TO DO: Leave the pictures out, and retype all of the material exactly as written.

SOURCE EXCERPT:
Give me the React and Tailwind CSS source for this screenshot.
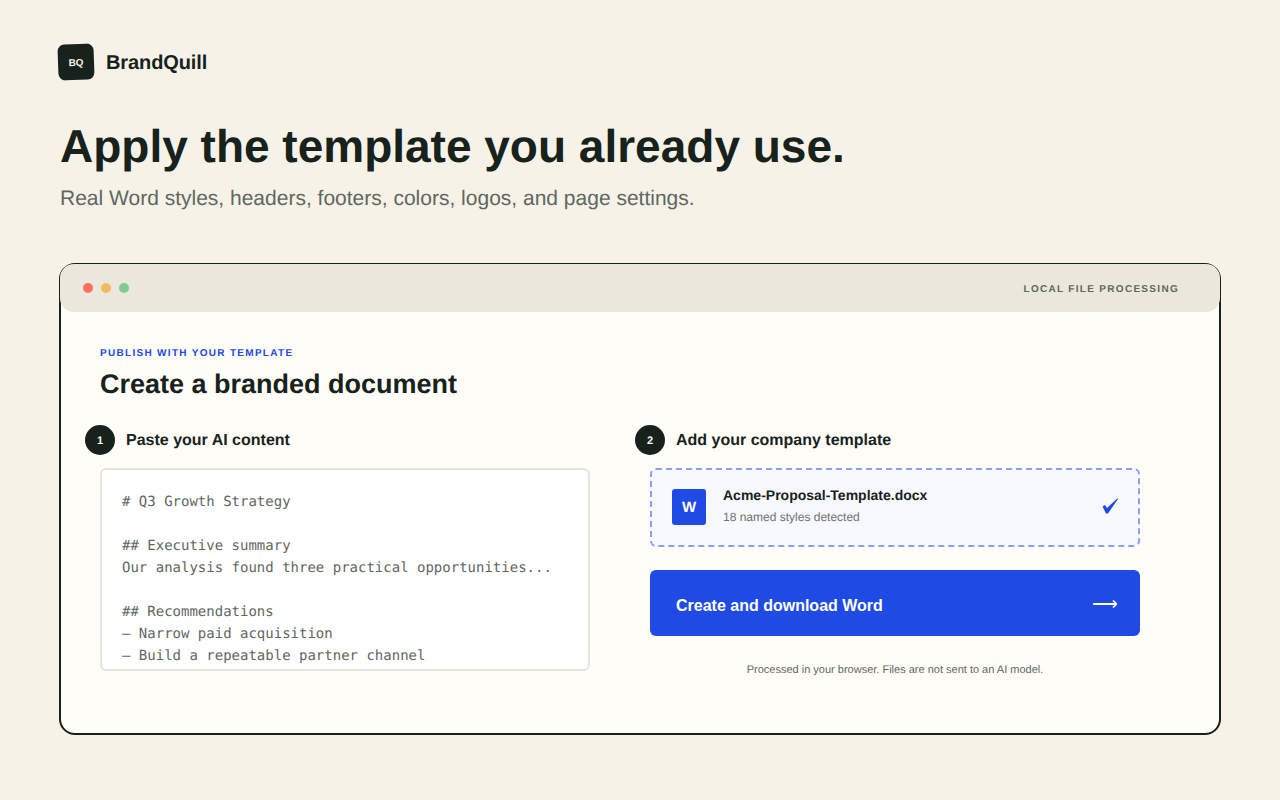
import React from 'react';

const SANS = "font-['Liberation_Sans',Arial,sans-serif]";

const Step = ({ n, label }) => (
  <div className="flex items-center gap-[11px] -ml-[15px] h-[30px]">
    <span className="w-[30px] h-[30px] pt-[2px] rounded-full bg-[#18221c] text-[#fffdf8] text-[11px] font-bold flex items-center justify-center">{n}</span>
    <span className="mt-[2px] text-[16px] font-bold text-[#18221c]">{label}</span>
  </div>
);

const DRAFT = `# Q3 Growth Strategy

## Executive summary
Our analysis found three practical opportunities...

## Recommendations
– Narrow paid acquisition
– Build a repeatable partner channel`;

export default function App() {
  return (
    <div className={`${SANS} [text-rendering:geometricPrecision] min-h-[800px] bg-[#f6f2e8] px-[59px] pt-[44px] text-[#18221c]`}>
      <div className="flex items-center gap-3 h-9 -ml-px">
        <div className="w-9 h-9 pt-[2px] -rotate-2 rounded-[7px] bg-[#18221c] text-[#f6f2e8] text-[10px] font-bold flex items-center justify-center">BQ</div>
        <span className="mt-[2px] text-[20px] tracking-[-0.1px] font-bold">BrandQuill</span>
      </div>

      <h1 className="mt-[38px] ml-px text-[46px] leading-[56px] font-bold">Apply the template you already use.</h1>
      <p className="mt-[9px] ml-px text-[21px] leading-[32px] text-[#5f6860]">Real Word styles, headers, footers, colors, logos, and page settings.</p>

      <div className="mt-[48px] h-[472px] rounded-[16px] border-2 border-[#18221c] bg-[#fffdf8]">
        <div className="-m-px h-12 rounded-[14px] bg-[#ebe7dc] flex items-center justify-between pl-[23px] pr-[41px]">
          <div className="flex gap-2">
            <span className="w-2.5 h-2.5 rounded-full bg-[#ff6f5e]" />
            <span className="w-2.5 h-2.5 rounded-full bg-[#efbc5f]" />
            <span className="w-2.5 h-2.5 rounded-full bg-[#7fcb91]" />
          </div>
          <span className="mt-[2px] text-[10px] font-bold tracking-[1.3px] text-[#5f6860]">LOCAL FILE PROCESSING</span>
        </div>

        <div className="pl-[39px] pt-[37px]">
          <div className="text-[10px] leading-3 font-bold tracking-[1.3px] text-[#204ae4]">PUBLISH WITH YOUR TEMPLATE</div>
          <h2 className="mt-[6px] text-[27px] leading-[36px] font-bold">Create a branded document</h2>

          <div className="mt-[23px] grid grid-cols-[490px_490px] gap-x-[60px]">
            <div>
              <Step n="1" label="Paste your AI content" />
              <pre className="mt-[13px] h-[203px] overflow-hidden rounded-[6px] border-2 border-[#e6e5db] bg-white px-[20px] pt-[21px] font-['DejaVu_Sans_Mono',monospace] text-[14px] leading-[22px] text-[#5f6860]">{DRAFT}</pre>
            </div>

            <div>
              <Step n="2" label="Add your company template" />
              <div className="mt-[13px] h-[79px] rounded-[6px] border-2 border-dashed border-[#8ba0f3] bg-[#f8f9ff] flex items-center pl-[20px] pr-[20px]">
                <div className="mb-[2px] w-[34px] h-9 pt-[4px] rounded-[3px] bg-[#204ae4] text-white text-[15px] font-bold flex items-center justify-center">W</div>
                <div className="ml-[17px] flex-1 mb-[5px]">
                  <div className="text-[14px] leading-[18px] font-bold">Acme-Proposal-Template.docx</div>
                  <div className="mt-[6px] text-[12px] leading-[14px] text-[#6c736d]">18 named styles detected</div>
                </div>
                <svg className="mb-[4px] w-4 h-4" viewBox="0 0 16 16" fill="#204ae4">
                  <path d="M0.5 8.5 L3 7 L5 10 L15.2 0.5 L16 1 L6 15.5 L4 15.5 Z" />
                </svg>
              </div>

              <button className="mt-[23px] w-full h-[66px] rounded-[6px] bg-[#204ae4] text-white flex items-center justify-between pl-[26px] pr-[22px]">
                <span className="text-[16px] font-bold mt-[5px]">Create and download Word</span>
                <span className="mt-[2px] text-[18px] leading-none">⟶</span>
              </button>

              <p className="mt-[27px] text-center text-[11px] leading-[14px] text-[#5f6860]">Processed in your browser. Files are not sent to an AI model.</p>
            </div>
          </div>
        </div>
      </div>
    </div>
  );
}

COMPLETE OUTPUT:
Give me the React and Tailwind CSS source for this screenshot.
import React from 'react';

const SANS = "font-['Liberation_Sans',Arial,sans-serif]";

const Step = ({ n, label }) => (
  <div className="flex items-center gap-[11px] -ml-[15px] h-[30px]">
    <span className="w-[30px] h-[30px] pt-[2px] rounded-full bg-[#18221c] text-[#fffdf8] text-[11px] font-bold flex items-center justify-center">{n}</span>
    <span className="mt-[2px] text-[16px] font-bold text-[#18221c]">{label}</span>
  </div>
);

const DRAFT = `# Q3 Growth Strategy

## Executive summary
Our analysis found three practical opportunities...

## Recommendations
– Narrow paid acquisition
– Build a repeatable partner channel`;

export default function App() {
  return (
    <div className={`${SANS} [text-rendering:geometricPrecision] min-h-[800px] bg-[#f6f2e8] px-[59px] pt-[44px] text-[#18221c]`}>
      <div className="flex items-center gap-3 h-9 -ml-px">
        <div className="w-9 h-9 pt-[2px] -rotate-2 rounded-[7px] bg-[#18221c] text-[#f6f2e8] text-[10px] font-bold flex items-center justify-center">BQ</div>
        <span className="mt-[2px] text-[20px] tracking-[-0.1px] font-bold">BrandQuill</span>
      </div>

      <h1 className="mt-[38px] ml-px text-[46px] leading-[56px] font-bold">Apply the template you already use.</h1>
      <p className="mt-[9px] ml-px text-[21px] leading-[32px] text-[#5f6860]">Real Word styles, headers, footers, colors, logos, and page settings.</p>

      <div className="mt-[48px] h-[472px] rounded-[16px] border-2 border-[#18221c] bg-[#fffdf8]">
        <div className="-m-px h-12 rounded-[14px] bg-[#ebe7dc] flex items-center justify-between pl-[23px] pr-[41px]">
          <div className="flex gap-2">
            <span className="w-2.5 h-2.5 rounded-full bg-[#ff6f5e]" />
            <span className="w-2.5 h-2.5 rounded-full bg-[#efbc5f]" />
            <span className="w-2.5 h-2.5 rounded-full bg-[#7fcb91]" />
          </div>
          <span className="mt-[2px] text-[10px] font-bold tracking-[1.3px] text-[#5f6860]">LOCAL FILE PROCESSING</span>
        </div>

        <div className="pl-[39px] pt-[37px]">
          <div className="text-[10px] leading-3 font-bold tracking-[1.3px] text-[#204ae4]">PUBLISH WITH YOUR TEMPLATE</div>
          <h2 className="mt-[6px] text-[27px] leading-[36px] font-bold">Create a branded document</h2>

          <div className="mt-[23px] grid grid-cols-[490px_490px] gap-x-[60px]">
            <div>
              <Step n="1" label="Paste your AI content" />
              <pre className="mt-[13px] h-[203px] overflow-hidden rounded-[6px] border-2 border-[#e6e5db] bg-white px-[20px] pt-[21px] font-['DejaVu_Sans_Mono',monospace] text-[14px] leading-[22px] text-[#5f6860]">{DRAFT}</pre>
            </div>

            <div>
              <Step n="2" label="Add your company template" />
              <div className="mt-[13px] h-[79px] rounded-[6px] border-2 border-dashed border-[#8ba0f3] bg-[#f8f9ff] flex items-center pl-[20px] pr-[20px]">
                <div className="mb-[2px] w-[34px] h-9 pt-[4px] rounded-[3px] bg-[#204ae4] text-white text-[15px] font-bold flex items-center justify-center">W</div>
                <div className="ml-[17px] flex-1 mb-[5px]">
                  <div className="text-[14px] leading-[18px] font-bold">Acme-Proposal-Template.docx</div>
                  <div className="mt-[6px] text-[12px] leading-[14px] text-[#6c736d]">18 named styles detected</div>
                </div>
                <svg className="mb-[4px] w-4 h-4" viewBox="0 0 16 16" fill="#204ae4">
                  <path d="M0.5 8.5 L3 7 L5 10 L15.2 0.5 L16 1 L6 15.5 L4 15.5 Z" />
                </svg>
              </div>

              <button className="mt-[23px] w-full h-[66px] rounded-[6px] bg-[#204ae4] text-white flex items-center justify-between pl-[26px] pr-[22px]">
                <span className="text-[16px] font-bold mt-[5px]">Create and download Word</span>
                <span className="mt-[2px] text-[18px] leading-none">⟶</span>
              </button>

              <p className="mt-[27px] text-center text-[11px] leading-[14px] text-[#5f6860]">Processed in your browser. Files are not sent to an AI model.</p>
            </div>
          </div>
        </div>
      </div>
    </div>
  );
}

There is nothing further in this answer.